The developmental psychology class I took last semester didn’t help my condition. When my professor said he wouldn’t take attendance, I scheduled a nap from 1:25 to 2:40 PM every Monday and Wednesday into my schedule. But to my surprise, every class I was bombarded with videos of experiments in which children help researchers find missing objects, play with puppets and learn to count. I oohed and ahhed as I watched a three-year-old enforce her researcher’s conventional norms on a stuffed animal, and I felt proud of the four-year-old who passed the false belief task for the first time, as if I had personally succeeded as a parent. My tiny Grinch heart grew three times in size with each lecture. Subconsciously, I started naming the subjects. My notebook, which should have been filled with details from the slides, became the manuscript for an unpublished book of baby names. Charlotte Diamond has a nice ring to it, doesn’t it? Though I realized I have no interest in psychology, that class confirmed my love of children and my knack for thinking of a good baby name. Unfortunately, Duke has no major in parenting. Yet.

Maybe the fact that, as a gay man, parenting feels like a distant dream rather than a tangible possibility makes me want it all that much more. My complicated path to fatherhood is always in the back of my mind. Will I adopt? Will my partner and I hire a surrogate? Whose sperm will we use? I lack the heterosexual privilege of having one night stands that unexpectedly lead to queasiness, vomiting and squatting over a pregnancy test. And what a blessing those two lines would be!

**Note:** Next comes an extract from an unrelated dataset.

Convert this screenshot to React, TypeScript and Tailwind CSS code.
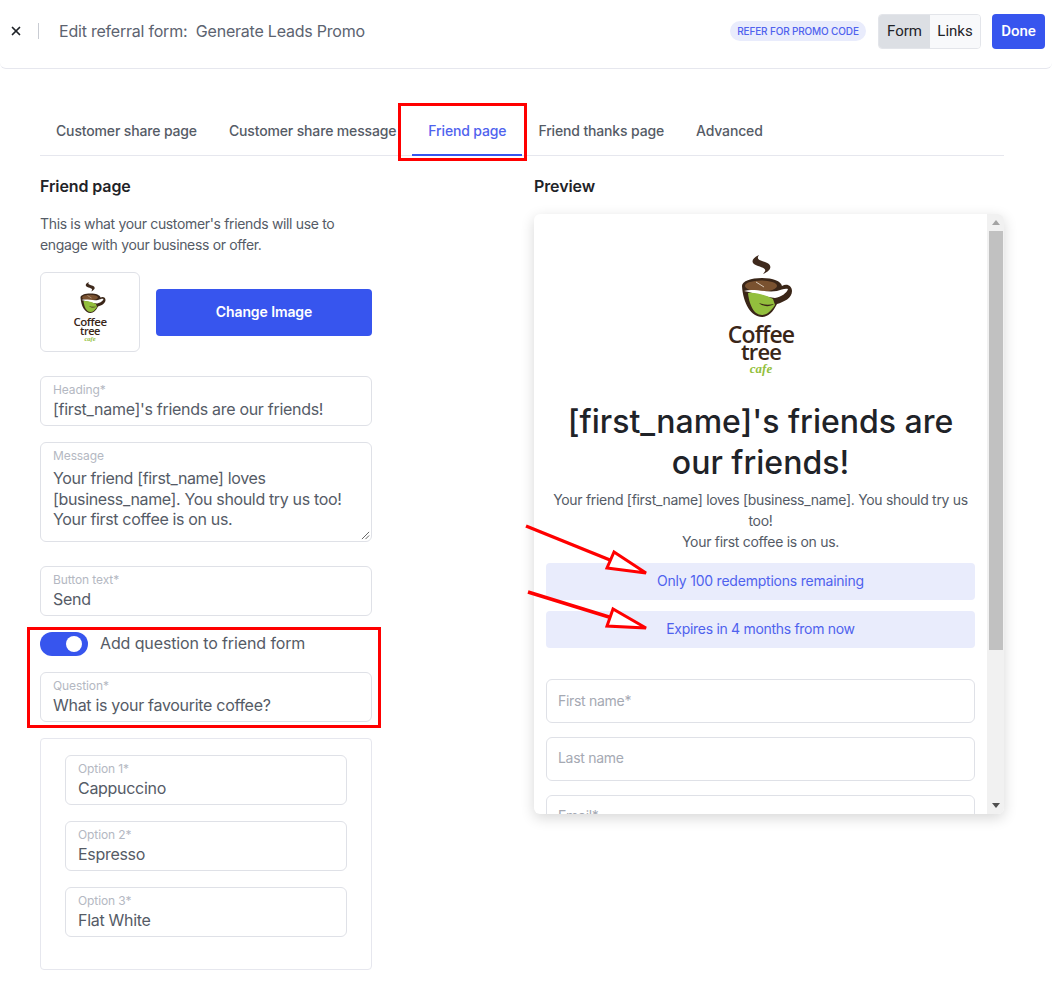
import { X } from 'lucide-react';

const tabs = ['Customer share page', 'Customer share message', 'Friend page', 'Friend thanks page', 'Advanced'];
const options = [
  { label: 'Option 1*', value: 'Cappuccino' },
  { label: 'Option 2*', value: 'Espresso' },
  { label: 'Option 3*', value: 'Flat White' },
];

const Logo = ({ className }: { className: string }) => (
  <svg viewBox="0 0 80 120" className={className + ' overflow-visible'}>
    <path d="M38 0C29 4 30 9 37 11C43 13 47 14 42 19C52 15 51 9 44 7C38 5 35 4 38 0Z" fill="#3f2a1d" />
    <path d="M21 31C21 26 30 23 41 23C52 23 60 26 61 31C66 28 71 31 71 36C71 43 63 47 56 49C52 57 47 62 41 62C30 62 22 48 21 31Z" fill="#3a2618" />
    <ellipse cx="40" cy="31" rx="16" ry="5.5" fill="#7a5230" />
    <path d="M35 27l8 5" stroke="#d9c9b8" strokeWidth="1" />
    <path d="M23 36C33 33 45 38 56 36C60 35 64 33 67 34C66 38 60 42 54 43C44 42 33 38 23 36Z" fill="#fff" />
    <path d="M27 38C36 37 46 41 52 44L54 50C50 56 46 60 41 60C32 60 28 48 27 38Z" fill="#93bf3d" />
    <path d="M38 48c5 2 10 2 15 1-4 3-11 3-15-1z" fill="#3a2618" />
    <text x="40" y="88" textAnchor="middle" fontFamily="'Open Sans', sans-serif" fontWeight="600" fontSize="23" letterSpacing="-0.9" fill="#3a2618">Coffee</text>
    <text x="40" y="105" textAnchor="middle" fontFamily="'Open Sans', sans-serif" fontWeight="600" fontSize="22" letterSpacing="-0.9" fill="#3a2618">tree</text>
    <text x="40" y="118" textAnchor="middle" fontFamily="'Liberation Serif', serif" fontStyle="italic" fontWeight="700" fontSize="13" fill="#93bf3d">cafe</text>
  </svg>
);

const Field = ({ label, value }: { label: string; value: string }) => (
  <div className="h-[50px] rounded-md border border-[#dfe1e7] bg-white px-3 pt-[5px]">
    <div className="text-[12px] leading-[16px] tracking-[-0.1px] text-[#b4b8c2]">{label}</div>
    <div className="mt-px text-[16px] leading-[21px] tracking-[-0.3px] text-[#555b66]">{value}</div>
  </div>
);

const Arrow = ({ className, d, head }: { className: string; d: string; head: string }) => (
  <svg viewBox="0 0 125 60" className={className}>
    <path d={d} stroke="#ff0000" strokeWidth="3.5" fill="none" />
    <path d={head} stroke="#ff0000" strokeWidth="3" fill="#fff" />
  </svg>
);

export default function App() {
  return (
    <div className="relative min-h-[987px] w-[1052px] overflow-hidden bg-white font-['Inter',sans-serif]">
      <header className="flex h-[69px] items-center rounded-b-md border-b border-[#e6e7ee] pb-[6px] pl-[9px] pr-[7px]">
        <X className="h-[14px] w-[14px] text-[#1f2328]" strokeWidth={3} />
        <div className="ml-[15px] h-4 w-px bg-[#c9ccd3]" />
        <div className="ml-5 text-[16px] tracking-[-0.22px] text-[#5c6370]">Edit referral form:&nbsp; Generate Leads Promo</div>
        <div className="ml-auto flex h-5 w-[136px] items-center justify-center rounded-full bg-[#e9ecfc] text-[10px] font-medium tracking-[-0.15px] text-[#4f62ee]">
          REFER FOR PROMO CODE
        </div>
        <div className="ml-3 flex h-[35px] w-[103px] overflow-hidden rounded border border-[#e3e5ea] font-['Roboto',sans-serif] text-[15px] text-[#1f2328]">
          <div className="flex w-[51px] items-center justify-center bg-[#dcdfe4]">Form</div>
          <div className="flex flex-1 items-center justify-center bg-[#f8f9fb]">Links</div>
        </div>
        <button className="ml-[11px] h-[35px] w-[53px] rounded bg-[#3755ee] font-['Roboto',sans-serif] text-[15px] font-medium text-white">
          Done
        </button>
      </header>

      <main className="px-10">
        <nav className="mt-[38px] flex h-[49px] w-[964px] border-b border-[#e6e7ee]">
          {tabs.map((tab) => (
            <div
              key={tab}
              className={
                tab === 'Friend page'
                  ? 'flex h-[49px] items-center border-b-2 border-[#3755ee] px-4 text-[14px] font-medium tracking-[-0.15px] text-[#4f62ee]'
                  : 'flex h-[49px] items-center border-b-2 border-transparent px-4 text-[14px] font-medium tracking-[-0.15px] text-[#555b66]'
              }
            >
              {tab}
            </div>
          ))}
        </nav>

        <div className="flex items-start">
          <section className="w-[332px]">
            <h2 className="mt-[20px] text-[16px] font-semibold leading-[21px] tracking-[-0.1px] text-[#1f2328]">Friend page</h2>
            <p className="mt-4 w-[310px] text-[14px] leading-[21px] tracking-[-0.34px] text-[#555b66]">
              This is what your customer's friends will use to engage with your business or offer.
            </p>
            <div className="mt-[17px] flex items-center gap-4">
              <div className="flex h-20 w-[100px] items-center justify-center rounded-md border border-[#dfe1e7]">
                <Logo className="h-[60px] w-10" />
              </div>
              <button className="h-[47px] w-[216px] rounded bg-[#3755ee] pb-px text-[14px] font-semibold tracking-[-0.1px] text-white">
                Change Image
              </button>
            </div>
            <div className="mt-6">
              <Field label="Heading*" value="[first_name]'s friends are our friends!" />
            </div>
            <div className="relative mt-4 h-[100px] rounded-md border border-[#dfe1e7] px-3 pt-[5px]">
              <div className="text-[12px] leading-[16px] tracking-[-0.1px] text-[#b4b8c2]">Message</div>
              <div className="mt-1 text-[16px] leading-[20.5px] tracking-[-0.35px] text-[#555b66]">
                Your friend [first_name] loves
                <br />
                [business_name]. You should try us too!
                <br />
                Your first coffee is on us.
              </div>
              <svg viewBox="0 0 10 10" className="absolute bottom-px right-px h-[9px] w-[9px]">
                <path d="M1 9 9 1M5 9l4-4" stroke="#555" strokeWidth="1" />
              </svg>
            </div>
            <div className="mt-6">
              <Field label="Button text*" value="Send" />
            </div>
            <div className="mt-4 flex items-center gap-3">
              <div className="flex h-6 w-12 items-center justify-end rounded-full bg-[#3755ee] pr-[6px]">
                <div className="h-4 w-4 rounded-full bg-white" />
              </div>
              <span className="pb-[2px] text-[16px] leading-[22px] tracking-[-0.12px] text-[#555b66]">Add question to friend form</span>
            </div>
            <div className="mt-4">
              <Field label="Question*" value="What is your favourite coffee?" />
            </div>
            <div className="mt-4 flex h-[232px] flex-col gap-4 rounded border border-[#e6e7ee] px-6 pt-4">
              {options.map((option) => (
                <Field key={option.label} label={option.label} value={option.value} />
              ))}
            </div>
          </section>

          <section className="ml-[162px] w-[470px]">
            <h2 className="mt-[20px] text-[16px] font-semibold leading-[21px] tracking-[-0.1px] text-[#1f2328]">Preview</h2>
            <div className="mt-[17px] flex h-[600px] overflow-hidden rounded-md bg-white shadow-[0_4px_14px_rgba(0,0,0,0.16)]">
              <div className="min-w-0 flex-1 px-3 text-center">
                <Logo className="mx-auto mt-[41px] h-[120px] w-20" />
                <h1 className="mt-[26px] text-[32px] font-medium leading-[41px] text-[#1f2328]">
                  [first_name]'s friends are our friends!
                </h1>
                <p className="mt-[6px] text-[14px] leading-[21px] tracking-[-0.3px] text-[#555b66]">
                  Your friend [first_name] loves [business_name]. You should try us too!
                  <br />
                  Your first coffee is on us.
                </p>
                <div className="mt-[11px] flex h-[37px] items-center justify-center rounded bg-[#e9ecfc] pb-[2px] text-[14px] tracking-[-0.22px] text-[#4f62ee]">
                  Only 100 redemptions remaining
                </div>
                <div className="mt-[11px] flex h-[37px] items-center justify-center rounded bg-[#e9ecfc] pb-[2px] text-[14px] tracking-[-0.3px] text-[#4f62ee]">
                  Expires in 4 months from now
                </div>
                <div className="mt-[31px] flex flex-col gap-[14px] text-left text-[14px] tracking-[-0.3px] text-[#a5a9b3]">
                  <div className="flex h-11 items-center rounded-md border border-[#dfe1e7] px-[11px] pb-[2px]">First name*</div>
                  <div className="flex h-11 items-center rounded-md border border-[#dfe1e7] px-[11px] pb-[3px]">Last name</div>
                  <div className="flex h-11 items-center rounded-md border border-[#dfe1e7] px-[11px] pb-[3px]">Email*</div>
                </div>
              </div>
              <div className="flex w-[17px] shrink-0 flex-col items-center bg-[#f1f1f1]">
                <svg viewBox="0 0 8 5" className="mt-[6px] h-[5px] w-2">
                  <path d="M4 0 8 5H0z" fill="#a3a3a3" />
                </svg>
                <div className="mt-[6px] h-[419px] w-[14px] bg-[#c1c1c1]" />
                <svg viewBox="0 0 8 5" className="mb-[6px] mt-auto h-[5px] w-2">
                  <path d="M0 0h8L4 5z" fill="#505050" />
                </svg>
              </div>
            </div>
          </section>
        </div>
      </main>

      {/* annotations drawn on top of the screenshot */}
      <div className="absolute left-[398px] top-[103px] h-[58px] w-[129px] border-[3px] border-[#ff0000]" />
      <div className="absolute left-[27px] top-[627px] h-[101px] w-[354px] border-[3px] border-[#ff0000]" />
      <Arrow className="absolute left-[525px] top-[522px] h-[60px] w-[125px]" d="M1 4 85 38" head="M89 30 82 46 121 51Z" />
      <Arrow className="absolute left-[525px] top-[589px] h-[60px] w-[125px]" d="M3 3 84 28" head="M88 20 82 37 121 39Z" />
    </div>
  );
}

Am I ready to father a child? Probably not. My dorm hasn’t been baby-proofed, and I sometimes go days forgetting to change my own underwear, which is a much lesser responsibility than changing another human’s diapers. I definitely don’t know how to feed a baby, when most of my own meals are microwaved mac and cheese containers or a side of tater tots from Pitchforks. My parents certainly have no intention of coming to Durham and help me raise a baby. But all of these signs can’t stop me from picturing little Charlotte smiling back at me as I peer into her crib, where my bookshelf used to be.

I guess I’m writing this column because my Craigslist ad was taken down. Anyone want to carry my child?